Brief:
Show each line that has the string "this" in it.
BEGIN Task inputs
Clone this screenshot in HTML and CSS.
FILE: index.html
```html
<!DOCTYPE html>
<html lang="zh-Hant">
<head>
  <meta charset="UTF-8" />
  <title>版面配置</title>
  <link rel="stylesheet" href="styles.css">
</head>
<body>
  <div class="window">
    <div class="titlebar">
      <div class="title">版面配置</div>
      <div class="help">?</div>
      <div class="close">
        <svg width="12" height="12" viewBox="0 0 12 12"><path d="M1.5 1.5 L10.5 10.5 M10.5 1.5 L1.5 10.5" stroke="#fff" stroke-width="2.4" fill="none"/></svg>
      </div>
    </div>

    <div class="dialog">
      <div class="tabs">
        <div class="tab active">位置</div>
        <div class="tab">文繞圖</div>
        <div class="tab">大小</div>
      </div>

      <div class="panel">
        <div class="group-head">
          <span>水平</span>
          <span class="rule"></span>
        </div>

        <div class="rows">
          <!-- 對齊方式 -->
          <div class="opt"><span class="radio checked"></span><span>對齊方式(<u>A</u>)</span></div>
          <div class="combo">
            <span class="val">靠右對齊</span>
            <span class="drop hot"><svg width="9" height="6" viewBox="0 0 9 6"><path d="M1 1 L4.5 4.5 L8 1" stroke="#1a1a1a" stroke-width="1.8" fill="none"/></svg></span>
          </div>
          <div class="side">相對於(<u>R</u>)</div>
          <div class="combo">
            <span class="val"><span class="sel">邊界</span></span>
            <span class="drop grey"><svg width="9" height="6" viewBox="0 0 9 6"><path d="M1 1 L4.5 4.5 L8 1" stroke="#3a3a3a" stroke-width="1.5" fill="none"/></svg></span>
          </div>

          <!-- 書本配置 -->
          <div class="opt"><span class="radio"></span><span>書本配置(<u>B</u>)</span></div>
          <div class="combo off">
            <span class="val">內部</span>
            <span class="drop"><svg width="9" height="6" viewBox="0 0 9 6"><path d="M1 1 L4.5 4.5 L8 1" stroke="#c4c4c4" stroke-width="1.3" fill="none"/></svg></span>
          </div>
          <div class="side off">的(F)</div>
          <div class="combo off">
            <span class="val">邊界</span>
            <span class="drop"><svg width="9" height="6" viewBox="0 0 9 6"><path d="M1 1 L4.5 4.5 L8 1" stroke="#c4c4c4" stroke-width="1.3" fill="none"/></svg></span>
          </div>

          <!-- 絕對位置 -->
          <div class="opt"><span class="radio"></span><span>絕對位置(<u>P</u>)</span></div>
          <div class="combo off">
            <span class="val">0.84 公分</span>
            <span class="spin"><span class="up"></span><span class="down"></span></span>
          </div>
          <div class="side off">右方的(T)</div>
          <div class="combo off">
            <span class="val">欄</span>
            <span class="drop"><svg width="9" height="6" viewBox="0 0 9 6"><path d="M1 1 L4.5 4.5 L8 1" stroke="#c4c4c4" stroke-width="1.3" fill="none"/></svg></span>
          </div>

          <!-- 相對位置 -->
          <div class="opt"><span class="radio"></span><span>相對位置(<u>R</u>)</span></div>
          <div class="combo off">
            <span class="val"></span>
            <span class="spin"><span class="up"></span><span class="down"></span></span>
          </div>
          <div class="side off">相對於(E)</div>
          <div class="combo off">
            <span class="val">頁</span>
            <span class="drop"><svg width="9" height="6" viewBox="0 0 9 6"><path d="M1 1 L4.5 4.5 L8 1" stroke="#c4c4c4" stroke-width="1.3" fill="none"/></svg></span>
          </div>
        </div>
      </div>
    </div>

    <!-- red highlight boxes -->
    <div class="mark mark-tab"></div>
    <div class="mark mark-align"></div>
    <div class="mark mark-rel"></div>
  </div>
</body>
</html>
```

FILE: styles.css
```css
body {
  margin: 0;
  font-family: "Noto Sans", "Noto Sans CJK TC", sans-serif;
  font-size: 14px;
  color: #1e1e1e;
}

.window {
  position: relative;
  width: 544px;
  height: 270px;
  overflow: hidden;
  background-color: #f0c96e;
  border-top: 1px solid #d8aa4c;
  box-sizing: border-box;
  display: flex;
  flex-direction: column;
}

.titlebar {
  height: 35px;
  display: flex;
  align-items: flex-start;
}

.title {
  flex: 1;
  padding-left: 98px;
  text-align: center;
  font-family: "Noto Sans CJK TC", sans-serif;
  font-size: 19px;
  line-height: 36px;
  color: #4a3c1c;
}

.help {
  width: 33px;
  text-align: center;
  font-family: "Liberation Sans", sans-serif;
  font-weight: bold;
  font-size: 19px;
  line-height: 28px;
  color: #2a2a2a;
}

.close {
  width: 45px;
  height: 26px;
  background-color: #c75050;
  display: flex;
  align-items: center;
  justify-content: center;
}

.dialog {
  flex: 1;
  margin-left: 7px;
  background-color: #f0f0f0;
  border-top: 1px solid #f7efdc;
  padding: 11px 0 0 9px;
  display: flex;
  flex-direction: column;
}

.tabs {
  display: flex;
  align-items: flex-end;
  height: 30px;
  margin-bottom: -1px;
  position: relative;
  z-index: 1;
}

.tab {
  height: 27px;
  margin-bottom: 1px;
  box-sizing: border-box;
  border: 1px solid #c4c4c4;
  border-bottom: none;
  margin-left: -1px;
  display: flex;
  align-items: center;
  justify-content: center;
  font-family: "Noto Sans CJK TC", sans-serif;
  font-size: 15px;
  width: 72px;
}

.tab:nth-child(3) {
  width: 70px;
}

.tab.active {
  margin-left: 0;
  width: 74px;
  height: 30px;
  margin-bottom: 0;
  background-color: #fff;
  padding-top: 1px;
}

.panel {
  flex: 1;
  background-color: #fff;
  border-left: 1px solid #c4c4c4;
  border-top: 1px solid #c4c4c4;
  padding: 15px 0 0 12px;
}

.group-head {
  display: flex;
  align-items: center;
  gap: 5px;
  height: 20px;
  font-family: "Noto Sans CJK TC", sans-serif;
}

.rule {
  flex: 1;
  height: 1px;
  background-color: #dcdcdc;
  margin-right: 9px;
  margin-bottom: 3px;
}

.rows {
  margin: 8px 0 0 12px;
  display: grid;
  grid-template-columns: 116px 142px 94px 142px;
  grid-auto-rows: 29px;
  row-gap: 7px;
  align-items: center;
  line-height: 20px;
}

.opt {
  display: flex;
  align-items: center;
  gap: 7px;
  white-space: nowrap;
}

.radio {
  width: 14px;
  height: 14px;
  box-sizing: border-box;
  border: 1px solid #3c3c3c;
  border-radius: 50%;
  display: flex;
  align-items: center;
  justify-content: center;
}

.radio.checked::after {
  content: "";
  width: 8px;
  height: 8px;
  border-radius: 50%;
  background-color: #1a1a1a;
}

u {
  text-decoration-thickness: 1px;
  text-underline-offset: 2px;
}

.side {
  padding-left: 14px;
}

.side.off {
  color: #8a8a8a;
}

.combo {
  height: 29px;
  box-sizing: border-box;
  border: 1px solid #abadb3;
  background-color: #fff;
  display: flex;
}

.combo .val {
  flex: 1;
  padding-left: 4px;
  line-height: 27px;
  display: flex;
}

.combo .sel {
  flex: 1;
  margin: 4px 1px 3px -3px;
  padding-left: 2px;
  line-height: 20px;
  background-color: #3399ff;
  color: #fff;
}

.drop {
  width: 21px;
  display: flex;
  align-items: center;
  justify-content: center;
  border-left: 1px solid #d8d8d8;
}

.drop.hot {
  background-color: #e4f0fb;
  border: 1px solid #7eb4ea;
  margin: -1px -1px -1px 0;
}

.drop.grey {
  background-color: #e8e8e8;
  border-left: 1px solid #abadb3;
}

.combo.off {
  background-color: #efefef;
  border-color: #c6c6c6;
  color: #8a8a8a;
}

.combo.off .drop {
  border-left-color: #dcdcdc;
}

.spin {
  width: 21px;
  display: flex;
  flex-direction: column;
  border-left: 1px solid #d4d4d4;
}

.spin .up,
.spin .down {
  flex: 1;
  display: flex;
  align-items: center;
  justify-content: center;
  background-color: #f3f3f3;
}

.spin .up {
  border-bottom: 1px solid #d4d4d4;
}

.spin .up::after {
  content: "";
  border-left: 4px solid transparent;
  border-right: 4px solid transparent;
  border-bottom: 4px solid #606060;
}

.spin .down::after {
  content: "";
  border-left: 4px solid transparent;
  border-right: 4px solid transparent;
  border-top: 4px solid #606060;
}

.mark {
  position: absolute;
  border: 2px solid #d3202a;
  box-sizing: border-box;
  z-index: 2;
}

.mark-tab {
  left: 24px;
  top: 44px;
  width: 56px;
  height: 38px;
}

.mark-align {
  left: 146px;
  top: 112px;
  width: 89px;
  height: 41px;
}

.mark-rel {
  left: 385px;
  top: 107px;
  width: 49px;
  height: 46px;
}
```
END Task inputs
BEGIN Task inputs
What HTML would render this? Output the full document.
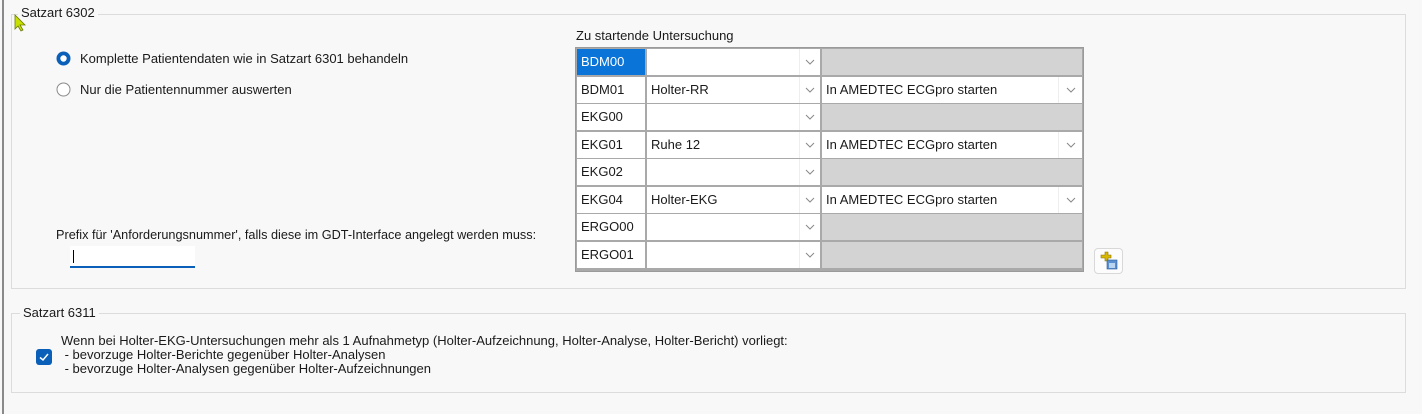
END Task inputs
BEGIN Task inputs
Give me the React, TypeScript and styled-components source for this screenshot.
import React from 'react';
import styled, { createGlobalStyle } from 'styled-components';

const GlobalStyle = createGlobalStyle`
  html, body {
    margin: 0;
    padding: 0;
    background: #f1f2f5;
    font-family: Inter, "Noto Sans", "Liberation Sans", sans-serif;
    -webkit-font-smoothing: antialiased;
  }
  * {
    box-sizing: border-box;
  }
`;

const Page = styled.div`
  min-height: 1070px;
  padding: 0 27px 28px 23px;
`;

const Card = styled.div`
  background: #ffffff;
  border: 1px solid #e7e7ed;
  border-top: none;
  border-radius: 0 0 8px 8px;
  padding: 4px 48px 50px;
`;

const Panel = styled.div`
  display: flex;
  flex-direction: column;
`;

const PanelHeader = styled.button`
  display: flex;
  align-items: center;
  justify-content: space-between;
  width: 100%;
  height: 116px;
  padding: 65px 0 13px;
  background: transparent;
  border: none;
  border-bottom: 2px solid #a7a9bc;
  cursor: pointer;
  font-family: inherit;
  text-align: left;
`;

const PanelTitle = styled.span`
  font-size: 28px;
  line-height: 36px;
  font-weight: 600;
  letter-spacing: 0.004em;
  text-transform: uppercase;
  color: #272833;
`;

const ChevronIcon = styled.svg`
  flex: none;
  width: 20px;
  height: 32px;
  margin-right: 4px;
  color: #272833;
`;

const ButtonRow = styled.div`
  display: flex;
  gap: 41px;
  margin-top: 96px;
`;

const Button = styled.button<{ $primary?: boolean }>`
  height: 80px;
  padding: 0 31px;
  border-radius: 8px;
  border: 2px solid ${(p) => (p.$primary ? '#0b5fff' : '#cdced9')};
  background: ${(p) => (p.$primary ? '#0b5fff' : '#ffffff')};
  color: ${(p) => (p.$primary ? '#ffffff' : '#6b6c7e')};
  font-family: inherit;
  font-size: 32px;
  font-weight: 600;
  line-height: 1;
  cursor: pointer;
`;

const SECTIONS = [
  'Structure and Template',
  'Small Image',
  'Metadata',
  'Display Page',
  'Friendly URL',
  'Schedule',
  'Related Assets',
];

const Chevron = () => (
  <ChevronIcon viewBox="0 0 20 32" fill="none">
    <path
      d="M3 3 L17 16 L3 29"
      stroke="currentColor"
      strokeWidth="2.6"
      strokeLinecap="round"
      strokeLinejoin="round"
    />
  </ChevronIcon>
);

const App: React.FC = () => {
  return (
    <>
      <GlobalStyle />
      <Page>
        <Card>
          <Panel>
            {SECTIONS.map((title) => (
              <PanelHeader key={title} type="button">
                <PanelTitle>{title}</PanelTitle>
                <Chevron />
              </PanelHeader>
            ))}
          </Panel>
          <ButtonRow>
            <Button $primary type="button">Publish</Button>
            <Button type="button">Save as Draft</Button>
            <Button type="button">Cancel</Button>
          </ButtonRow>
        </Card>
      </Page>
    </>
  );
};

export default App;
END Task inputs
Task solution:
Clone this screenshot in HTML and CSS.
What HTML would render this? Output the full document.
Give me the React, TypeScript and styled-components source for this screenshot.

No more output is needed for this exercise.